The post I was originally replying to was a complaint about "clones", "cookie-cutter" tracks and other references to how all 1.5 milers are identical. That's completely different from pointing out similarities. While they may be similar, Bristol and Martinsville are similar. Dover and Loudon are similar. Daytona and Talladega are similar. None of them are identical to the other.

To the point about one track being based off another, so what? Talladega was based off Daytona, and I don't see anyone complaining about that.

But before anyone starts talking about Texas/Atlanta being Charlotte "clones" (hardly) or being based off Charlotte, there are a couple important points. The first being what we know of today as Texas Motor Speedway was not at all its original vision. The original vision for Texas was a dual-banked racetrack, which is why the 24 degree banks fall off so much. They used to be flat going into the turns to allow CART/Indycars (in theory) the chance to race onto the flat bank, where we're all used to looking for the apron, and back up off it onto the straightaways. Modifications were made to increase the banking in the transitions once CART flat out said no, Nascar teams threatened to boycott without track modifications, and the IRL decided its slightly-slower cars could handle the 24 degree banking and didn't need the flat bank turns. So if you ever wondered why Texas has large aprons, that's why. Beyond that, Texas also has wider turns, allowing for a different approach to a chassis setup than Charlotte.

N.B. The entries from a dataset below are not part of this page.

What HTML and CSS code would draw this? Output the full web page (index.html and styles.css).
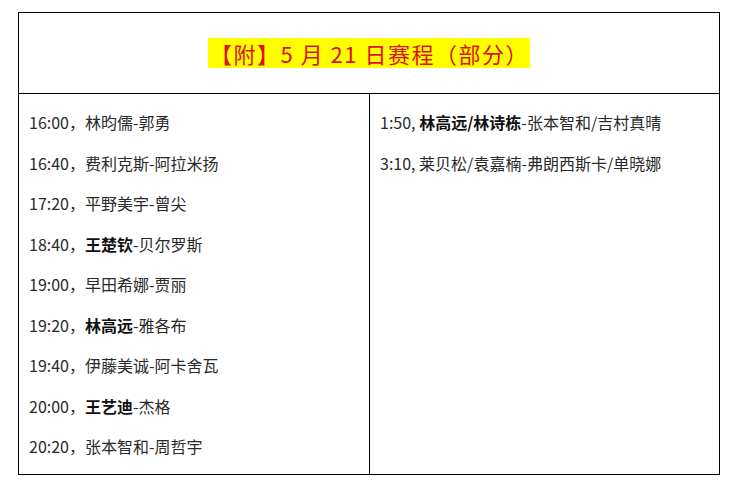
FILE: index.html
```html
<!DOCTYPE html>
<html lang="zh">
<head>
<meta charset="utf-8">
<link rel="stylesheet" href="styles.css">
</head>
<body>
<table class="sched">
  <tr>
    <td class="head" colspan="2"><span class="title">【附】5 月 21 日赛程（部分）</span></td>
  </tr>
  <tr>
    <td class="col left">
      <p>16:00，林昀儒-郭勇</p>
      <p>16:40，费利克斯-阿拉米扬</p>
      <p>17:20，平野美宇-曾尖</p>
      <p>18:40，<b>王楚钦</b>-贝尔罗斯</p>
      <p>19:00，早田希娜-贾丽</p>
      <p>19:20，<b>林高远</b>-雅各布</p>
      <p>19:40，伊藤美诚-阿卡舍瓦</p>
      <p>20:00，<b>王艺迪</b>-杰格</p>
      <p>20:20，张本智和-周哲宇</p>
    </td>
    <td class="col right">
      <p>1:50, <b>林高远/林诗栋</b>-张本智和/吉村真晴</p>
      <p>3:10, 莱贝松/袁嘉楠-弗朗西斯卡/单晓娜</p>
    </td>
  </tr>
</table>
</body>
</html>
```
FILE: styles.css
```css
body {
  margin: 12px 0 0 18px;
  background: #fff;
  font-family: "Noto Sans CJK SC", "Noto Sans", sans-serif;
  color: #2a2a2a;
}
.sched {
  border-collapse: collapse;
  width: 702px;
}
.sched td {
  border: 1px solid #000;
  padding: 0;
}
.head {
  height: 80px;
  text-align: center;
  vertical-align: middle;
}
.title {
  background: #ffff00;
  color: #e01010;
  font-size: 22px;
  line-height: 30px;
  display: inline-block;
  padding: 0 1px 0 2px;
  letter-spacing: 1.5px;
}
.col {
  vertical-align: top;
  padding-top: 8px !important;
  padding-bottom: 7px !important;
}
.left {
  width: 340px;
  padding-left: 10px !important;
}
.right {
  padding-left: 10px !important;
}
.col p {
  margin: 0;
  font-size: 16px;
  line-height: 40.5px;
  white-space: nowrap;
}
b {
  font-weight: 700;
  color: #111;
}
```
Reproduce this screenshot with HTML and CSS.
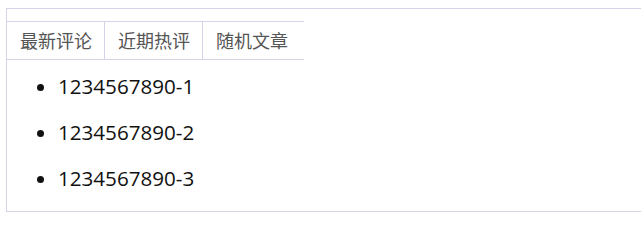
FILE: index.html
```html
<!DOCTYPE html>
<html lang="zh">
<head>
<meta charset="utf-8">
<link rel="stylesheet" href="styles.css">
</head>
<body>
<div class="box">
  <div class="tabs">
    <div class="tab">最新评论</div>
    <div class="tab">近期热评</div>
    <div class="tab">随机文章</div>
  </div>
  <ul class="list">
    <li>1234567890-1</li>
    <li>1234567890-2</li>
    <li>1234567890-3</li>
  </ul>
</div>
</body>
</html>
```
FILE: styles.css
```css
html, body {
  margin: 0;
  padding: 0;
  background: #fff;
  overflow: hidden;
}
body {
  font-family: "Open Sans", "Noto Sans CJK SC", sans-serif;
}
.box {
  margin: 8px 0 0 6px;
  width: 700px;
  border: 1px solid #d4d4e8;
  padding-top: 12px;
  box-sizing: border-box;
}
.tabs {
  display: flex;
  width: 297px;
  border-top: 1px solid #d4d4e8;
  border-bottom: 1px solid #d4d4e8;
}
.tab {
  height: 37px;
  line-height: 37px;
  padding: 0 12px 0 13px;
  font-size: 18px;
  font-family: "Noto Sans CJK SC", sans-serif;
  color: #555;
  border-right: 1px solid #d4d4e8;
}
.tab:last-child {
  border-right: none;
}
.list {
  margin: 0;
  padding: 3px 0 10px 51px;
  list-style: disc;
}
.list li {
  line-height: 46px;
  font-size: 20.6px;
  color: #111;
}
```
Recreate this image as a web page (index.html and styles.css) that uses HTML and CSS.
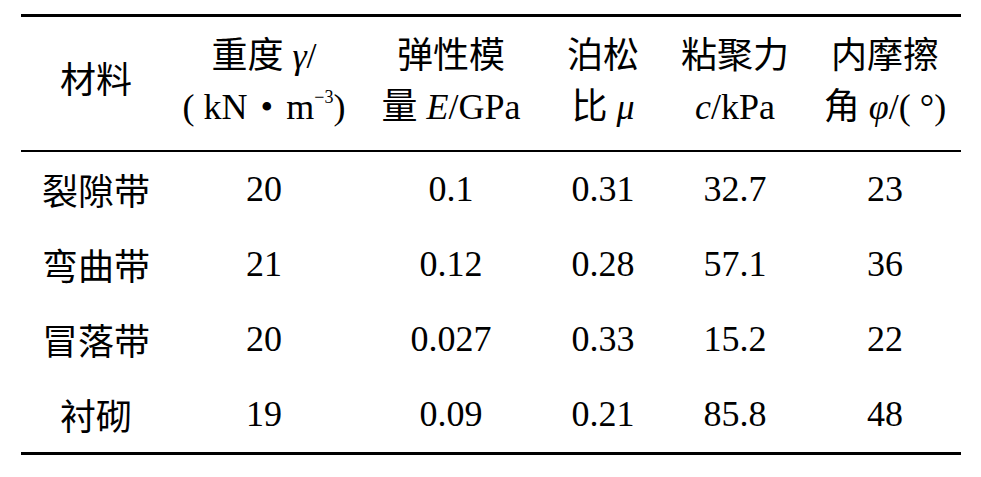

As for Atlanta, of course its original design was an oval track with half-mile turns and quarter-mile straightaways. When the S/F line was moved to the other side of the track and the quad-oval front stretch was installed (to increase seating capacity on the frontstretch - that was the goal), those simple proportions were slightly altered, but Atlanta still features longer corners and wider straightaways than Charlotte, and is a longer track than Charlotte.

Are Atlanta and Charlotte similar? Yes, but they're no more identical than Daytona and Talladega are. To call them identical, "clones" or "cookie-cutter" tracks is intellectually lazy and simply not accurate. "Cookie-cutter" does not mean similar. "Cookie-cutter" means identical, as in all cookies made from the same cutter. As I said earlier, let's stop being lazy and wrong, and let's keep the intellectual level in here slightly higher than it is outside of here.